Neospora caninum was the only pathogen we investigated that showed a strong latitudinal gradient in risk of pathogen exposure (Fig. 4) and mean seroprevalence (Fig. 3). We postulate that this corresponds to the proportion of white-tailed deer (Odocoileus virginianus) in the local wolf diets. The N. caninum cervid-canid lifecycle is well established84, and white-tailed deer are considered to be the N. caninum reservoir27,85. N. caninum has been detected at low levels in North American caribou (Rangifer tarandus), elk (Cervus canadensis), bison (Bison bison), mule deer (Odocoileus hemionus), and moose (Alces alces)27,86,87,88,89, but robust and widespread sampling is generally lacking. Based on our findings, it appears that the probability of N. caninum exposure varies with white-tailed deer consumption: higher in the Great Lakes region (mean seroprevalence 47%) where wolves primarily consume white-tailed deer and moose, moderate in the central Rocky Mountains (mean seroprevalence 39%) where wolves opportunistically consume deer, and uncommon in Alaska, the Northwest Territories, and Nunavut (mean seroprevalence 12%) where white-tailed deer do not occur49,90,91,92,93,94,95,96,97. This supports the notion that white-tailed deer are the natural hosts for N. caninum, although livestock consumption may also play a role, and both should also be evaluated such as adding diet data or deer/livestock density into future models.

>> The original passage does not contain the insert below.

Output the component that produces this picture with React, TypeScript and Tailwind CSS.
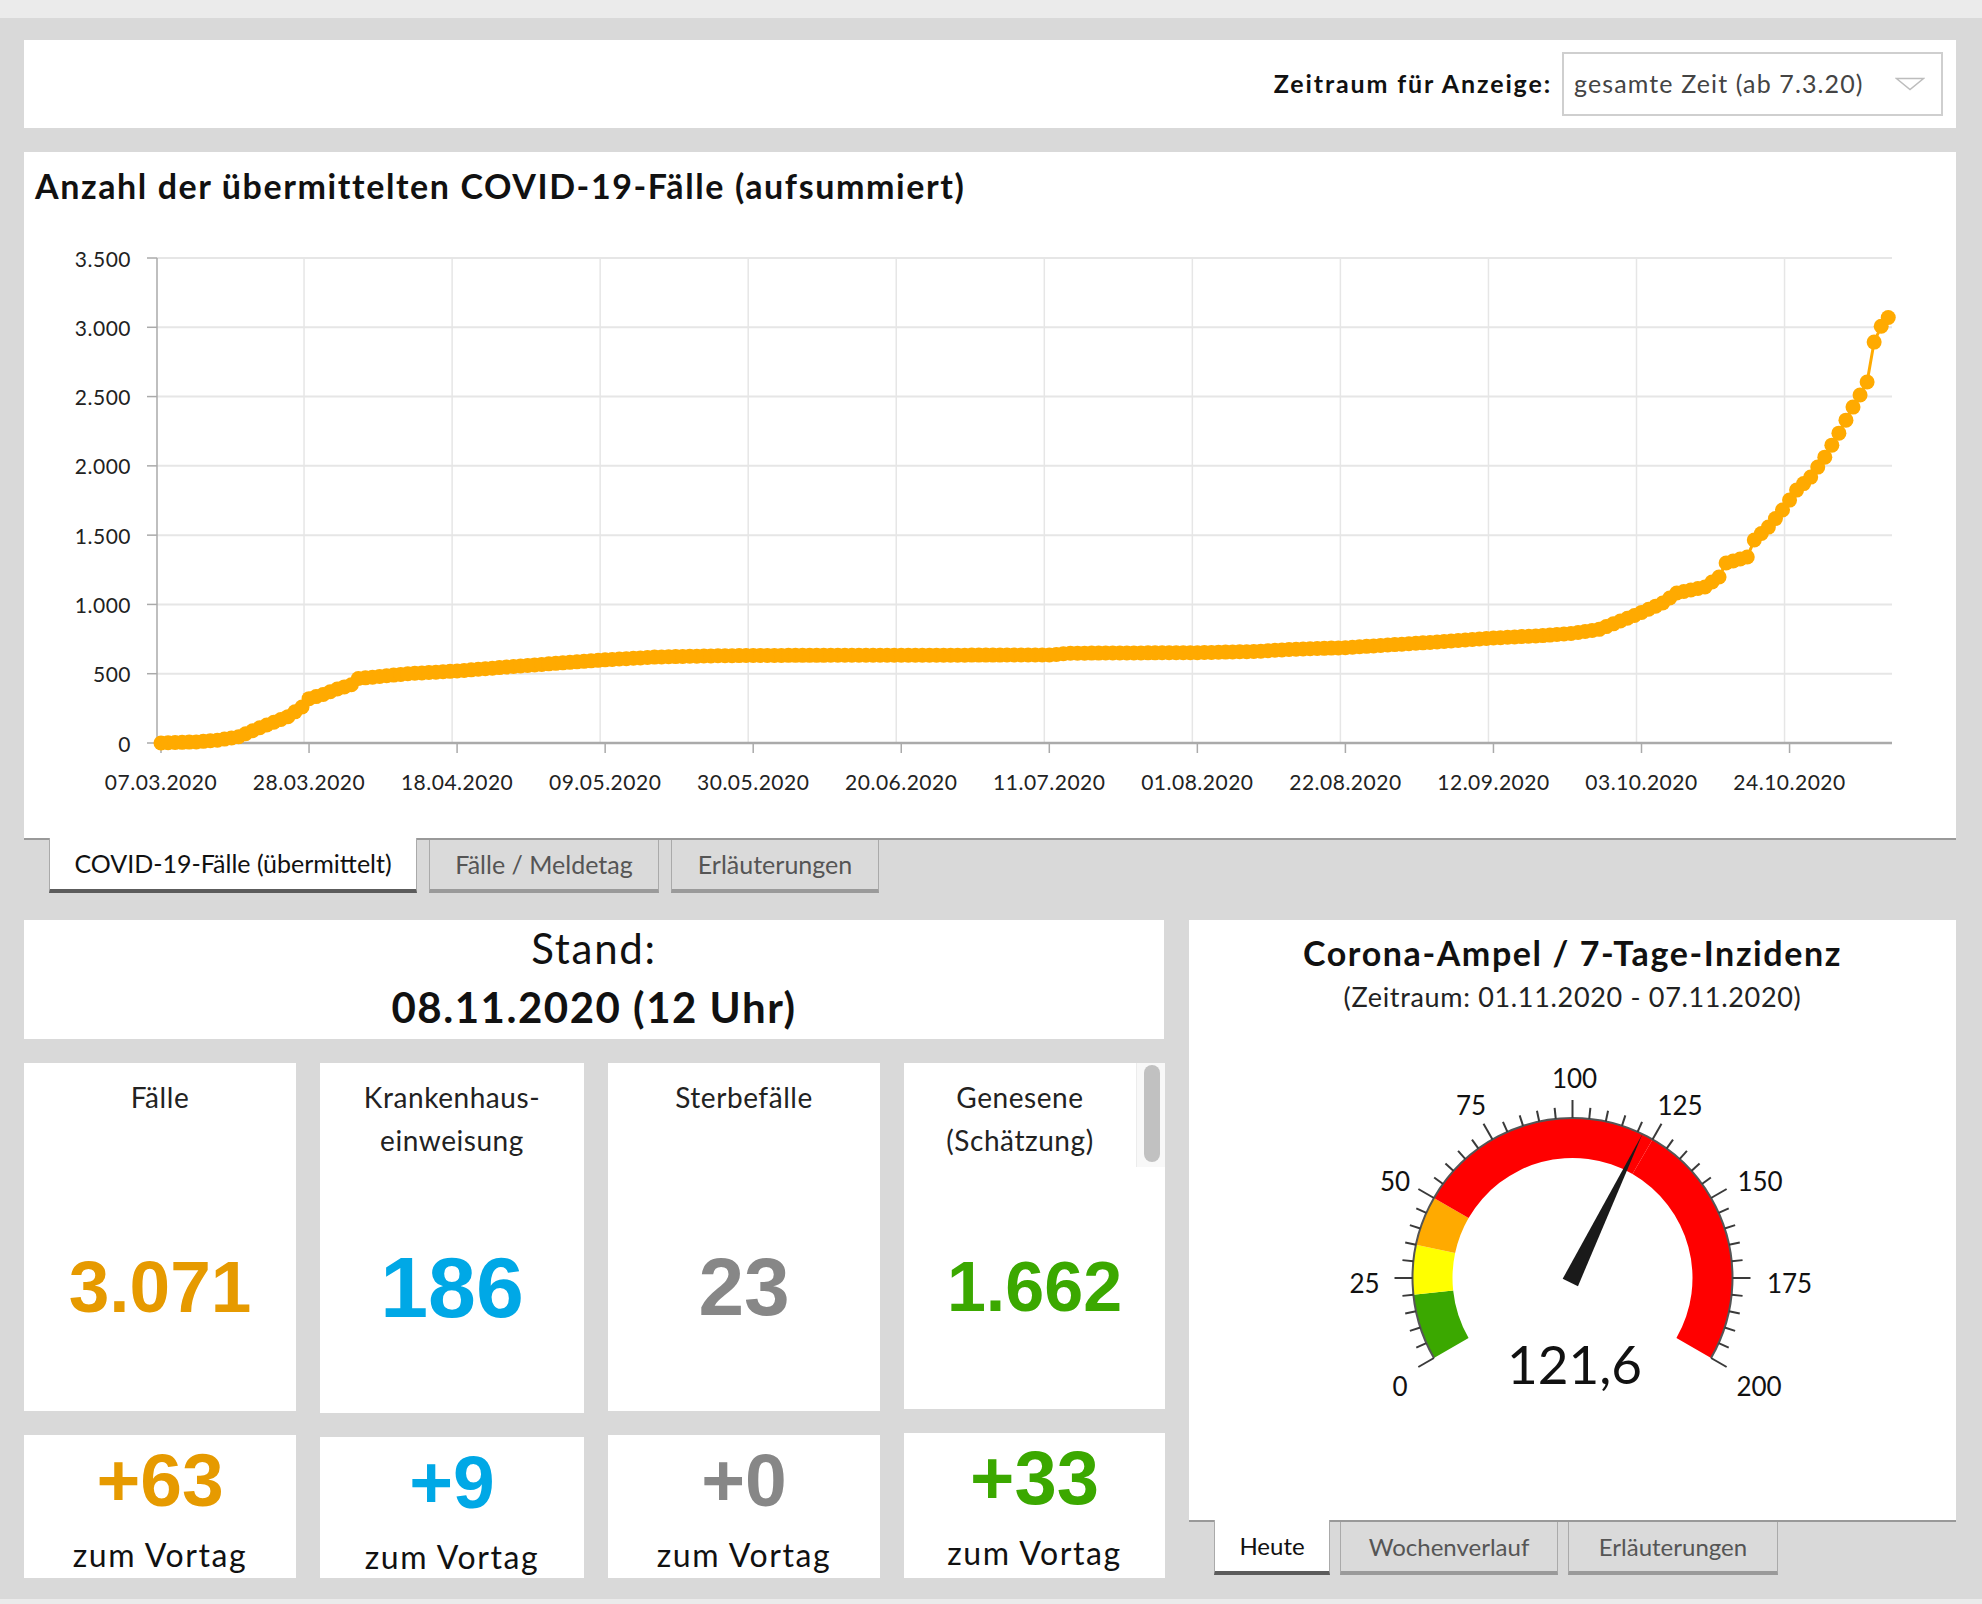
import React from 'react';

// cumulative case anchors (day since 07.03.2020, value)
const anchors: [number, number][] = [
  [0, 0], [5, 8], [8, 20], [11, 45], [14, 110], [16, 150], [18, 190], [20, 260], [21, 320],
  [23, 350], [25, 390], [27, 420], [28, 465], [31, 480], [35, 500], [42, 520], [49, 548],
  [56, 575], [63, 600], [70, 620], [77, 628], [84, 632], [126, 635], [129, 648], [147, 652],
  [155, 660], [160, 675], [168, 688], [175, 710], [182, 732], [189, 758], [196, 775], [200, 790],
  [204, 820], [209, 920], [213, 1010], [215, 1082], [219, 1126], [221, 1198], [222, 1299],
  [225, 1342], [226, 1465], [228, 1558], [230, 1681], [232, 1825], [234, 1919], [236, 2063],
  [238, 2236], [239, 2330], [240, 2424], [241, 2511], [242, 2605], [243, 2893], [244, 3008],
  [245, 3071],
];

function buildSeries() {
  const out: number[] = [];
  for (let d = 0; d <= 245; d++) {
    let i = 0;
    while (i < anchors.length - 1 && anchors[i + 1][0] < d) i++;
    const [d0, v0] = anchors[i];
    const [d1, v1] = anchors[Math.min(i + 1, anchors.length - 1)];
    out.push(d1 === d0 ? v0 : v0 + ((v1 - v0) * (d - d0)) / (d1 - d0));
  }
  return out;
}

const xLabels = [
  '07.03.2020', '28.03.2020', '18.04.2020', '09.05.2020', '30.05.2020', '20.06.2020',
  '11.07.2020', '01.08.2020', '22.08.2020', '12.09.2020', '03.10.2020', '24.10.2020',
];
const yLabels = ['0', '500', '1.000', '1.500', '2.000', '2.500', '3.000', '3.500'];

function CasesChart() {
  const series = buildSeries();
  const px = (d: number) => 137 + d * 7.05;
  const py = (v: number) => 537 - v * 0.13857;
  const line = series.map((v, d) => `${px(d).toFixed(1)},${py(v).toFixed(1)}`).join(' ');

  return (
    <svg width="1932" height="632" viewBox="0 0 1932 632" className="block">
      {/* horizontal grid */}
      {yLabels.map((l, i) => (
        <g key={l}>
          {i > 0 && <line x1="133" x2="1868" y1={py(i * 500)} y2={py(i * 500)} stroke="#e6e6e6" strokeWidth="2" />}
          <line x1="123" x2="133" y1={py(i * 500)} y2={py(i * 500)} stroke="#aaa" strokeWidth="1.5" />
          <text x="107" y={py(i * 500)} textAnchor="end" dominantBaseline="central" fontSize="21" letterSpacing="0.5" fill="#222">
            {l}
          </text>
        </g>
      ))}
      {/* vertical grid + ticks */}
      {xLabels.map((l, k) => {
        const x = px(k * 21);
        return (
          <g key={l}>
            {k > 0 && <line x1={x - 5} x2={x - 5} y1="52" y2="537" stroke="#e6e6e6" strokeWidth="1.5" />}
            <line x1={x} x2={x} y1="537" y2="547" stroke="#aaa" strokeWidth="1.5" />
            <text x={x} y="575" textAnchor="middle" dominantBaseline="central" fontSize="21" letterSpacing="0.5" fill="#222">
              {l}
            </text>
          </g>
        );
      })}
      <line x1="133" x2="133" y1="52" y2="537" stroke="#aaa" strokeWidth="1.5" />
      <line x1="133" x2="1868" y1="537" y2="537" stroke="#aaa" strokeWidth="2.5" />
      <polyline points={line} fill="none" stroke="#ffaa00" strokeWidth="3" />
      {series.map((v, d) => (
        <circle key={d} cx={px(d)} cy={py(v)} r="7.5" fill="#ffaa00" />
      ))}
    </svg>
  );
}

const CX = 383.5;
const CY = 264;
const ang = (v: number) => ((210 - 1.2 * v) * Math.PI) / 180;
const pt = (v: number, r: number): [number, number] => [CX + r * Math.cos(ang(v)), CY - r * Math.sin(ang(v))];

function band(v1: number, v2: number, ri: number, ro: number) {
  const [x1, y1] = pt(v1, ro);
  const [x2, y2] = pt(v2, ro);
  const [x3, y3] = pt(v2, ri);
  const [x4, y4] = pt(v1, ri);
  const large = (v2 - v1) * 1.2 > 180 ? 1 : 0;
  return `M${x1} ${y1} A${ro} ${ro} 0 ${large} 1 ${x2} ${y2} L${x3} ${y3} A${ri} ${ri} 0 ${large} 0 ${x4} ${y4} Z`;
}

// small nudges so the scale labels sit like the original widget
const labelShift: Record<number, number> = { 0: 5, 25: -3, 50: 0, 75: 1, 100: 2, 125: 5, 150: 10, 175: 12, 200: 9 };

function Gauge() {
  const value = 121.6;
  const a = ang(value);
  const ux = Math.cos(a);
  const uy = -Math.sin(a);
  const tip = pt(value, 160);
  const bx = CX - 5 * ux;
  const by = CY - 5 * uy;
  const needle = `${tip[0]},${tip[1]} ${bx - 8.5 * uy},${by + 8.5 * ux} ${bx + 8.5 * uy},${by - 8.5 * ux}`;
  const ticks: number[] = [];
  for (let v = 0; v <= 200; v += 5) ticks.push(v);
  const [sx, sy] = pt(0, 160);
  const [ex, ey] = pt(200, 160);

  return (
    <svg width="767" height="506" viewBox="0 0 767 506" className="block">
      <path d={band(0, 20, 120, 160)} fill="#3ba800" />
      <path d={band(20, 35, 120, 160)} fill="#ffff00" />
      <path d={band(35, 50, 120, 160)} fill="#ffaa00" />
      <path d={band(50, 125, 120, 160)} fill="#ff0000" />
      <path d={band(125, 200, 120, 160)} fill="#ff0000" />
      <path d={`M${sx} ${sy} A160 160 0 1 1 ${ex} ${ey}`} fill="none" stroke="#555" strokeWidth="2" />
      {ticks.map((v) => {
        const major = v % 25 === 0;
        const [x1, y1] = pt(v, 160);
        const [x2, y2] = pt(v, major ? 178 : 171);
        return <line key={v} x1={x1} y1={y1} x2={x2} y2={y2} stroke="#3a3a3a" strokeWidth="2" />;
      })}
      {ticks
        .filter((v) => v % 25 === 0)
        .map((v) => {
          const [x, y] = pt(v, 205);
          return (
            <text key={v} x={x + labelShift[v]} y={y + 5} textAnchor="middle" dominantBaseline="central" fontSize="26" fill="#111">
              {v}
            </text>
          );
        })}
      <polygon points={needle} fill="#1a1a1a" />
      <text x={CX + 2} y="349" textAnchor="middle" dominantBaseline="central" fontSize="53" fill="#111">
        121,6
      </text>
    </svg>
  );
}

function StatCard({
  label,
  value,
  delta,
  color,
  valueSize,
  deltaSize,
  topH,
  bottomH,
  scroll,
}: {
  label: React.ReactNode;
  value: string;
  delta: string;
  color: string;
  valueSize: string;
  deltaSize: string;
  topH: string;
  bottomH: string;
  scroll?: boolean;
}) {
  return (
    <div className="flex flex-col gap-[24px]">
      <div className={`relative bg-white ${topH} flex flex-col items-center`}>
        <div
          className={`self-stretch pt-[13px] h-[99px] text-[28px] leading-[43px] tracking-[0.02em] text-[#222] text-center ${
            scroll ? 'pr-[29px]' : ''
          }`}
        >
          {label}
        </div>
        <div className={`mt-[80px] leading-[90px] font-bold font-['Liberation_Sans',Arial,sans-serif] ${valueSize} ${color}`}>
          {value}
        </div>
        {scroll && (
          <div className="absolute right-0 top-0 w-[29px] h-[104px] bg-[#f8f8f8] border-l border-[#ececec]">
            <div className="ml-[7px] mt-[2px] w-[16px] h-[97px] rounded-full bg-[#c1c1c1]" />
          </div>
        )}
      </div>
      <div className={`bg-white ${bottomH} flex flex-col items-center`}>
        <div className={`pt-[5px] leading-[80px] font-bold font-['Liberation_Sans',Arial,sans-serif] ${deltaSize} ${color}`}>
          {delta}
        </div>
        <div className="mt-[15px] text-[32px] leading-[40px] tracking-[0.05em] text-[#111]">zum Vortag</div>
      </div>
    </div>
  );
}

export default function App() {
  return (
    <div className="min-h-screen bg-[#ebebeb] pt-[18px] pb-[5px] font-['Lato','Open_Sans',sans-serif]">
      <div className="bg-[#d9d9d9] pl-[24px] pr-[26px] pt-[22px] pb-[21px]">
        {/* period selector */}
        <div className="h-[88px] bg-white flex items-center justify-end pr-[13px]">
          <span className="text-[25px] font-bold tracking-[0.075em] text-[#111] mr-[10px]">Zeitraum für Anzeige:</span>
          <div className="w-[381px] h-[64px] border-2 border-[#cfcfcf] bg-white flex items-center justify-between pl-[10px] pr-[16px]">
            <span className="text-[25px] tracking-[0.045em] text-[#444]">gesamte Zeit (ab 7.3.20)</span>
            <svg width="30" height="14" viewBox="0 0 30 14">
              <path d="M1.5 1.5 L28.5 1.5 L15 12.5 Z" fill="none" stroke="#bdbdbd" strokeWidth="1.5" />
            </svg>
          </div>
        </div>

        {/* chart panel */}
        <div className="mt-[24px] bg-white border-b-2 border-[#999] h-[688px]">
          <h1 className="pt-[14px] pl-[11px] text-[34px] leading-[40px] font-bold tracking-[0.047em] text-[#111]">
            Anzahl der übermittelten COVID-19-Fälle (aufsummiert)
          </h1>
          <CasesChart />
        </div>
        <div className="flex items-start gap-[12px] pl-[25px] -mt-[2px]">
          <div className="w-[368px] h-[55px] bg-white border-x border-[#aaa] border-b-4 border-b-[#5c5c5c] flex items-center justify-center text-[25px] text-[#111]">
            COVID-19-Fälle (übermittelt)
          </div>
          <div className="mt-[2px] w-[230px] h-[53px] bg-[#dadada] border-x border-[#aaa] border-b-4 border-b-[#9a9a9a] flex items-center justify-center text-[25px] text-[#555]">
            Fälle / Meldetag
          </div>
          <div className="mt-[2px] w-[208px] h-[53px] bg-[#dadada] border-x border-[#aaa] border-b-4 border-b-[#9a9a9a] flex items-center justify-center text-[25px] text-[#555]">
            Erläuterungen
          </div>
        </div>

        {/* lower section */}
        <div className="mt-[27px] flex gap-[25px] items-start">
          <div className="w-[1140px]">
            <div className="h-[119px] bg-white flex flex-col items-center text-[#111]">
              <div className="pt-[4px] text-[42px] leading-[48px] tracking-[0.04em]">Stand:</div>
              <div className="mt-[11px] text-[42px] leading-[48px] font-bold tracking-[0.036em]">08.11.2020 (12 Uhr)</div>
            </div>
            <div className="mt-[24px] grid grid-cols-[272px_264px_272px_261px] gap-x-[24px]">
              <StatCard
                label="Fälle"
                value="3.071"
                delta="+63"
                color="text-[#e69a00]"
                valueSize="text-[73px]"
                deltaSize="text-[75px]"
                topH="h-[348px]"
                bottomH="h-[143px]"
              />
              <StatCard
                label={<>Krankenhaus-<br />einweisung</>}
                value="186"
                delta="+9"
                color="text-[#00a8e6]"
                valueSize="text-[86px]"
                deltaSize="text-[75px]"
                topH="h-[350px]"
                bottomH="h-[141px]"
              />
              <StatCard
                label="Sterbefälle"
                value="23"
                delta="+0"
                color="text-[#878787]"
                valueSize="text-[82px]"
                deltaSize="text-[75px]"
                topH="h-[348px]"
                bottomH="h-[143px]"
              />
              <StatCard
                label={<>Genesene<br />(Schätzung)</>}
                value="1.662"
                delta="+33"
                color="text-[#3ba800]"
                valueSize="text-[70px]"
                deltaSize="text-[76px]"
                topH="h-[346px]"
                bottomH="h-[145px]"
                scroll
              />
            </div>
          </div>

          <div className="w-[767px]">
            <div className="h-[602px] bg-white border-b-2 border-[#999] flex flex-col items-center">
              <div className="pt-[13px] text-[34px] leading-[40px] font-bold tracking-[0.047em] text-[#111]">
                Corona-Ampel / 7-Tage-Inzidenz
              </div>
              <div className="mt-[7px] text-[27px] leading-[34px] tracking-[0.025em] text-[#222]">
                (Zeitraum: 01.11.2020 - 07.11.2020)
              </div>
              <Gauge />
            </div>
            <div className="flex items-start gap-[10px] pl-[25px] -mt-[2px]">
              <div className="w-[116px] h-[55px] bg-white border-x border-[#aaa] border-b-4 border-b-[#5c5c5c] flex items-center justify-center text-[24px] text-[#111]">
                Heute
              </div>
              <div className="mt-[2px] w-[218px] h-[53px] bg-[#dadada] border-x border-[#aaa] border-b-4 border-b-[#9a9a9a] flex items-center justify-center text-[24px] text-[#555]">
                Wochenverlauf
              </div>
              <div className="mt-[2px] w-[210px] h-[53px] bg-[#dadada] border-x border-[#aaa] border-b-4 border-b-[#9a9a9a] flex items-center justify-center text-[24px] text-[#555]">
                Erläuterungen
              </div>
            </div>
          </div>
        </div>
      </div>
    </div>
  );
}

The complete models provided modest improvements to the geographic models in terms of model fit and predictive power, indicating that mechanistic variables described a greater proportion of the observed variation in pathogen exposure than geography alone. More importantly, this provides a stronger interpretation of the drivers of pathogen exposure. However, serological data and corresponding host metadata are logistically challenging to collect and compile, thus our results also suggest that, for some host–pathogen systems, information from adjacent wolf populations may provide decent insight into pathogen dynamics.

Conclusion

Elucidating the biogeographic patterns of pathogen exposure in a single host species across its distribution provides us with a deeper understanding of the mechanisms driving exposure, how these drivers predictably vary through space and time, and potential effects on host population dynamics or individual vital rates. We identified human density as a major driver of pathogen exposure at a continental scale. Anthropogenic environments create opportunities for aggregations of reservoir hosts and pathogen persistence, which in turn can affect wildlife—even wildlife that purposefully avoid human activity centers, like gray wolves63,98. Large-scale pathogen patterns have not been previously identified for the gray wolf, and here we show that regional rather than latitudinal patterns of seroprevalence were supported, with antibodies to viral pathogens more commonly identified among wolves in the Rocky Mountains whereas antibodies to parasites were more commonly identified among wolves in the Great Lakes region. This work builds upon previous studies and will hopefully serve as a catalyst for additional investigations into carnivore disease ecology, multi-host transmission dynamics, and biogeographic wildlife surveillance.